Skills My Grandfather Taught Me

You’re a lucky person if you had a grandfather to help raise you. Grandparents can teach you things your own parents can’t. It’s a special gift for a kid to get the gift of 50 years of master from someone.

That was my experience. My grandfather was a farmer and a sailor and a river-man almost all of his life. He passing this week has jogged my memory as to all of the cool skills he taught me when I was a wee lad:

  • How to row a rowboat: His old wooden rowboat has featured heavily in family photos, family races, and moments of punishing physical exercise.
  • How to use a pocket knife: I guess this started when he would pare off chunks of apple for sharing using his Swiss Army Knife. He must have given a lot of those knives away to grandchildren over the years.
  • How to find historical artifacts: We had a big farm with a lot of buried Civil War bullets and artillery shells. He and I combed over our farm with our metal detector looking for treasures.
  • How to pick oysters: This was muddy business, and I often hated it, but I should have stopped to appreciate how cool it was to be able to get fresh oysters from a riverbank right across from our house.
  • How to throw a cast net: If you’re going to catch shrimp and other river baitfish, you’d better know how to cast a good round net.

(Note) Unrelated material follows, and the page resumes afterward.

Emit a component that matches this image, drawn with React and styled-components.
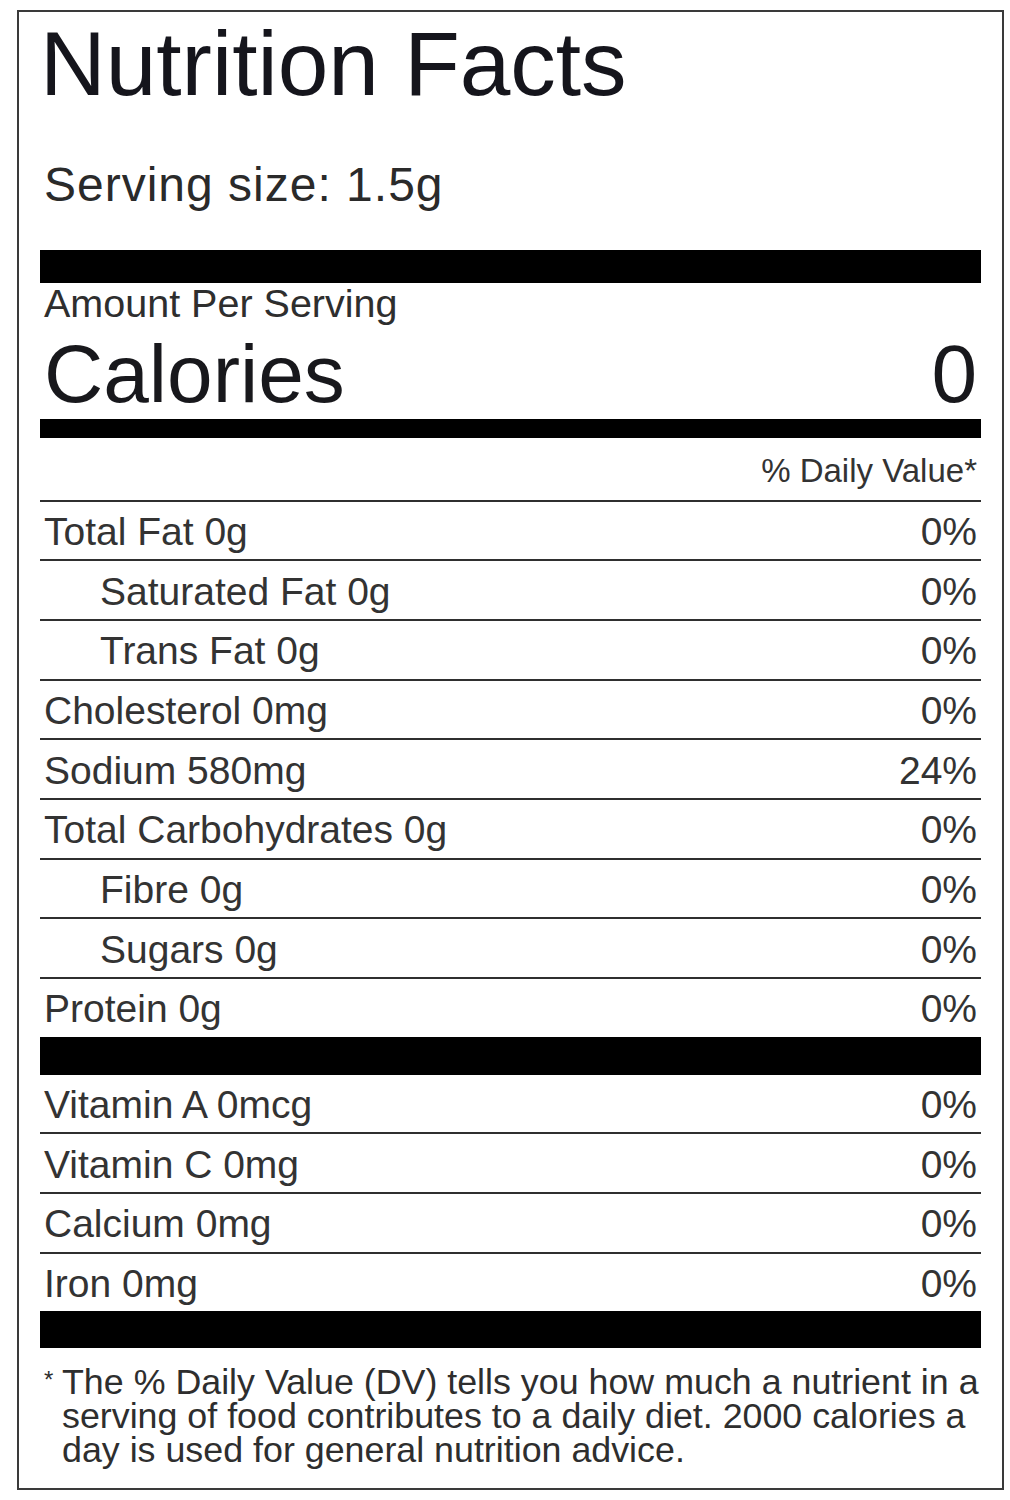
import React from 'react';
import styled, { createGlobalStyle } from 'styled-components';

const GlobalStyle = createGlobalStyle`
  html, body {
    margin: 0;
    padding: 0;
    background: #fff;
  }
  body {
    font-family: 'Liberation Sans', Arial, sans-serif;
    color: #2b2b2b;
  }
`;

const Label = styled.section`
  box-sizing: border-box;
  width: 987px;
  height: 1480px;
  margin: 10px 0 0 17px;
  padding: 0 21px;
  border: 2px solid #3a3a3a;
  display: flex;
  flex-direction: column;
`;

const Title = styled.h1`
  margin: 6px 0 0;
  font-size: 91px;
  font-weight: 400;
  line-height: 1;
  color: #15151c;
  white-space: nowrap;
`;

const ServingSize = styled.div`
  margin-top: 52px;
  padding-left: 4px;
  font-size: 48px;
  line-height: 1;
  letter-spacing: 1px;
  color: #2a2a2a;
`;

const Bar = styled.div`
  height: ${props => props.$height}px;
  margin-top: ${props => props.$gap || 0}px;
  background: #000;
  flex-shrink: 0;
`;

const AmountLabel = styled.div`
  margin-top: 1px;
  padding-left: 4px;
  font-size: 39.5px;
  line-height: 1;
  color: #2e2e2e;
`;

const CaloriesRow = styled.div`
  display: flex;
  justify-content: space-between;
  align-items: baseline;
  margin-top: 9px;
  padding: 0 4px;
  font-size: 82px;
  line-height: 1;
  color: #18181c;
`;

const DailyHeader = styled.div`
  margin-top: 16px;
  padding: 0 4px 13px;
  text-align: right;
  font-size: 33px;
  line-height: 1;
  color: #333;
`;

const Group = styled.div`
  display: flex;
  flex-direction: column;
`;

const Row = styled.div`
  box-sizing: border-box;
  display: flex;
  justify-content: space-between;
  align-items: center;
  height: ${props => (props.$ruled ? 59.7 : 57.7)}px;
  padding: 2px 4px 0 ${props => (props.$indent ? 60 : 4)}px;
  border-top: ${props => (props.$ruled ? '2px solid #2f2f2f' : 'none')};
  font-size: 39px;
  line-height: 1;
  color: #333;
  white-space: nowrap;
`;

const Footnote = styled.p`
  margin: 0;
  padding: 15px 0 0 22px;
  text-indent: -18px;
  font-size: 35.8px;
  line-height: 34px;
  color: #2e2e2e;
  white-space: nowrap;
`;

const Star = styled.span`
  display: inline-block;
  width: 18px;
  text-indent: 0;
  font-size: 24px;
  vertical-align: 6px;
`;

const nutrients = [
  { name: 'Total Fat 0g', dv: '0%' },
  { name: 'Saturated Fat 0g', dv: '0%', indent: true },
  { name: 'Trans Fat 0g', dv: '0%', indent: true },
  { name: 'Cholesterol 0mg', dv: '0%' },
  { name: 'Sodium 580mg', dv: '24%' },
  { name: 'Total Carbohydrates 0g', dv: '0%' },
  { name: 'Fibre 0g', dv: '0%', indent: true },
  { name: 'Sugars 0g', dv: '0%', indent: true },
  { name: 'Protein 0g', dv: '0%' },
];

const vitamins = [
  { name: 'Vitamin A 0mcg', dv: '0%' },
  { name: 'Vitamin C 0mg', dv: '0%' },
  { name: 'Calcium 0mg', dv: '0%' },
  { name: 'Iron 0mg', dv: '0%' },
];

export default function App() {
  return (
    <>
      <GlobalStyle />
      <Label>
        <Title>Nutrition Facts</Title>
        <ServingSize>Serving size: 1.5g</ServingSize>
        <Bar $height={33} $gap={41} />
        <AmountLabel>Amount Per Serving</AmountLabel>
        <CaloriesRow>
          <span>Calories</span>
          <span>0</span>
        </CaloriesRow>
        <Bar $height={19} $gap={4} />
        <DailyHeader>% Daily Value*</DailyHeader>

        <Group>
          {nutrients.map(item => (
            <Row key={item.name} $ruled $indent={item.indent}>
              <span>{item.name}</span>
              <span>{item.dv}</span>
            </Row>
          ))}
        </Group>

        <Bar $height={38} />

        <Group>
          {vitamins.map((item, i) => (
            <Row key={item.name} $ruled={i > 0}>
              <span>{item.name}</span>
              <span>{item.dv}</span>
            </Row>
          ))}
        </Group>

        <Bar $height={37} />

        <Footnote>
          <Star>*</Star>The % Daily Value (DV) tells you how much a nutrient in a
          <br />
          serving of food contributes to a daily diet. 2000 calories a
          <br />
          day is used for general nutrition advice.
        </Footnote>
      </Label>
    </>
  );
}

Thanks to my grandfather’s patient teaching, I can.
  • How to roughhouse: Wrestling matches at my grandfather’s house definitely helped to teach me how to throw my own weight around
  • How to set a crab trap: Essential low-country skill. I’d watch my grandfather stuff a trap full of chicken necks, lower it into the water, and raise it out a few days later teeming with blue crabs.
  • How to sail a sailboat: Catching the wind in your sail and feeling the danger and power is one of the best feelings in the world. Tipping over and bailing out can also be fun. I learned both from my grandfather.
  • How to drive a tractor: This distinction goes primarily to my own father, but I’m pretty sure I remember spending a good bit of time riding in my grandfather’s lap or by his side as he plowed and/or planted.

I really look forward to being a grandfather. I’m going to do my best to be as good as he was. But I’ll be hard pressed to pass on skills as interesting and practical.